Fellowships 2015

In my work I address historical events and locations examining the ways that humanity is informed by the subjectivity of recorded history. These themes are emulated in my artistic practice, which combines elements of film, video, technology, painting, and the impression of the written word.

I confront difficult histories such as a 19th-century massacre of Chinese laborers on a shore of the Snake River, the battlefields of the American Indian, or the impact of the Hanford Reach on the Columbia River. I believe that the traditional language of their historical telling is inadequate because written history lacks specific symbols and metaphors that confront issues of being human. I find that art brings me into a deeper understanding of myself and the world I live in.

In order to create the art works for this understanding, I use a visual language of reflection and illumination using the metaphors of layering, sanding, and engraving with paint. It is an attempt to add meaning to a sense of place through material choices: mirror, glass, reflection, time, oil, and pigment. This follows in the tradition of oil painters through Western history who were tied directly to the practice and belief in alchemy and its symbolic pathway to something other than our selves.

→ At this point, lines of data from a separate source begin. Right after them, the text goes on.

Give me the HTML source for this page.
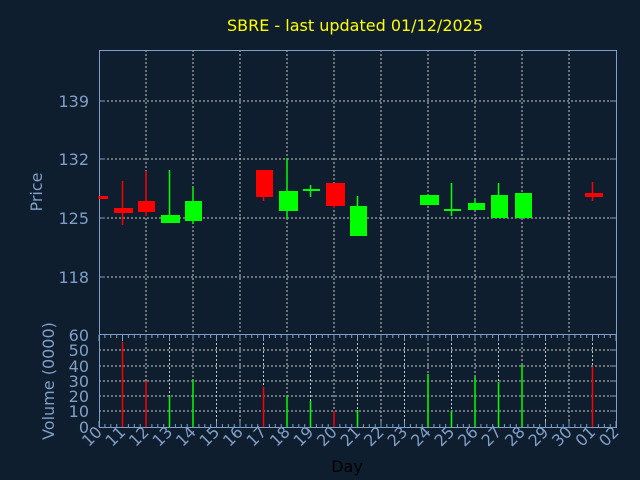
<!DOCTYPE html>
<html><head><meta charset="utf-8"><style>
html,body{margin:0;padding:0;background:#0f1e2e;width:640px;height:480px;overflow:hidden}
svg{display:block}
text{font-family:"DejaVu Sans","Liberation Sans",sans-serif}
</style></head><body>
<svg id="s" width="640" height="480" xmlns="http://www.w3.org/2000/svg">
<rect width="640" height="480" fill="#0f1e2e"/>
<text x="355" y="31" fill="#ffff00" font-size="16" text-anchor="middle">SBRE - last updated 01/12/2025</text>
<g id="g"></g>
</svg>
<script>
var g=document.getElementById('g'),h='';
var X=function(i){return 99+i*23.5};
var ax='#7f9fc8',gr='#c8c8c8';
// price grid
[101,159,218,277].forEach(function(y){h+='<line x1="99" x2="616" y1="'+y+'" y2="'+y+'" stroke="'+gr+'" stroke-dasharray="2,2"/>'});
for(var i=2;i<22;i+=2)h+='<line x1="'+X(i)+'" x2="'+X(i)+'" y1="50" y2="334" stroke="'+gr+'" stroke-dasharray="2,2"/>';
// volume grid
[350,366,381,396,411].forEach(function(y){h+='<line x1="99" x2="616" y1="'+y+'" y2="'+y+'" stroke="'+gr+'" stroke-dasharray="2,2"/>'});
for(var i=1;i<22;i++)h+='<line x1="'+X(i)+'" x2="'+X(i)+'" y1="335" y2="427" stroke="'+gr+'" stroke-dasharray="2,2"/>';
// frames
h+='<rect x="99.5" y="50.5" width="517" height="284" fill="none" stroke="'+ax+'"/>';
h+='<rect x="99.5" y="334.5" width="517" height="93" fill="none" stroke="'+ax+'"/>';
// ticks
for(var i=0;i<=22;i++){var x=X(i);h+='<line x1="'+x+'" x2="'+x+'" y1="427" y2="421" stroke="'+ax+'"/><line x1="'+x+'" x2="'+x+'" y1="335" y2="341" stroke="'+ax+'"/>';
 for(var k=1;k<4;k++){var xx=x+k*5.9;if(xx<616)h+='<line x1="'+xx+'" x2="'+xx+'" y1="427" y2="424" stroke="'+ax+'"/><line x1="'+xx+'" x2="'+xx+'" y1="335" y2="338" stroke="'+ax+'"/>';}}
[101,159,218,277].forEach(function(y){h+='<line x1="99" x2="105" y1="'+y+'" y2="'+y+'" stroke="'+ax+'"/><line x1="610" x2="616" y1="'+y+'" y2="'+y+'" stroke="'+ax+'"/>'});
[350,366,381,396,411].forEach(function(y){h+='<line x1="610" x2="616" y1="'+y+'" y2="'+y+'" stroke="'+ax+'"/>'});
// price labels
[[101,'139'],[159,'132'],[218,'125'],[277,'118']].forEach(function(a){h+='<text x="89" y="'+(a[0]+6)+'" fill="'+ax+'" font-size="16" text-anchor="end">'+a[1]+'</text>'});
[[427,'0'],[411,'10'],[396,'20'],[381,'30'],[366,'40'],[350,'50'],[335,'60']].forEach(function(a){h+='<text x="89" y="'+(a[0]+6)+'" fill="'+ax+'" font-size="16" text-anchor="end">'+a[1]+'</text>'});
h+='<text transform="translate(42,192) rotate(-90)" fill="'+ax+'" font-size="16" text-anchor="middle">Price</text>';
h+='<text transform="translate(54,381) rotate(-90)" fill="'+ax+'" font-size="16" text-anchor="middle">Volume (0000)</text>';
h+='<text x="347" y="472" fill="#000" font-size="16" text-anchor="middle">Day</text>';
var days=['10','11','12','13','14','15','16','17','18','19','20','21','22','23','24','25','26','27','28','29','30','01','02'];
days.forEach(function(d,i){var x=X(i)+4;h+='<text transform="translate('+x+',433) rotate(-45)" fill="'+ax+'" font-size="16" text-anchor="end">'+d+'</text>'});
// candles [day, x1,x2, top,bot, wtop,wbot, color]
var R='#ff0000',G='#00ff00';
var c=[[0,99,108,196,199,196,199,R],[1,114,133,208,213,181,225,R],[2,138,155,201,212,171,216,R],[3,161,180,215,223,170,223,G],[4,185,202,201,221,187,224,G],
[7,256,273,170,197,170,201,R],[8,279,298,191,211,158,219,G],[9,303,320,189,191,185,197,G],[10,326,345,183,206,183,208,R],[11,350,367,206,236,196,236,G],
[14,420,439,195,205,195,205,G],[15,444,461,209,211,183,216,G],[16,468,485,203,210,199,210,G],[17,491,508,195,218,183,218,G],[18,515,532,193,218,193,218,G],[21,585,603,193,197,182,201,R]];
c.forEach(function(a){var x=X(a[0]);h+='<line x1="'+x+'" x2="'+x+'" y1="'+a[5]+'" y2="'+a[6]+'" stroke="'+a[7]+'" stroke-width="1.5"/><rect x="'+a[1]+'" y="'+a[3]+'" width="'+(a[2]-a[1])+'" height="'+Math.max(2,a[4]-a[3])+'" fill="'+a[7]+'"/>'});
// volume
var v=[[1,342,R],[2,381,R],[3,396,G],[4,380,G],[7,387,R],[8,396,G],[9,401,G],[10,411,R],[11,410,G],[14,374,G],[15,411,G],[16,377,G],[17,382,G],[18,365,G],[21,367,R]];
v.forEach(function(a){var x=X(a[0]);h+='<line x1="'+x+'" x2="'+x+'" y1="'+a[1]+'" y2="427" stroke="'+a[2]+'" stroke-width="1.5"/>'});
g.innerHTML=h;
</script>
</body></html>
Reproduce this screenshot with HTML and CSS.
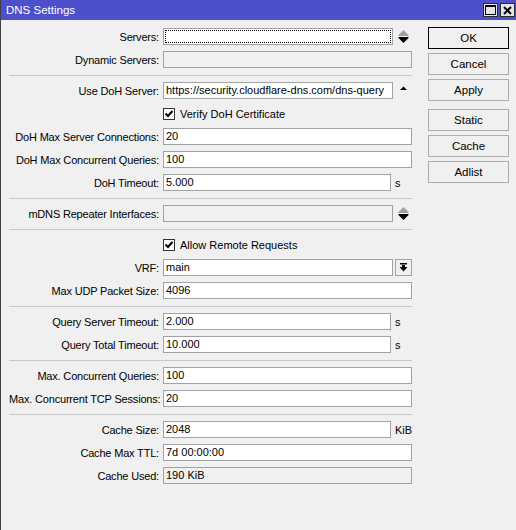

The pieces function both physically and metaphorically to illuminate history through a double reflection-the symbolic reflection on historical time present in the layered, ghostly images which are simultaneously mirrored in the literal reflection of a viewer’s own face as their gaze finds their own reflection in the mirror-backed surfaces. The images work to create a language that leads the viewer to introspection about time and history and their place in it. My work continues to pursue the space between the written and unwritten, the seen and unseen, belief and non-belief. I believe that art is the best possible process to find that space and give it a form.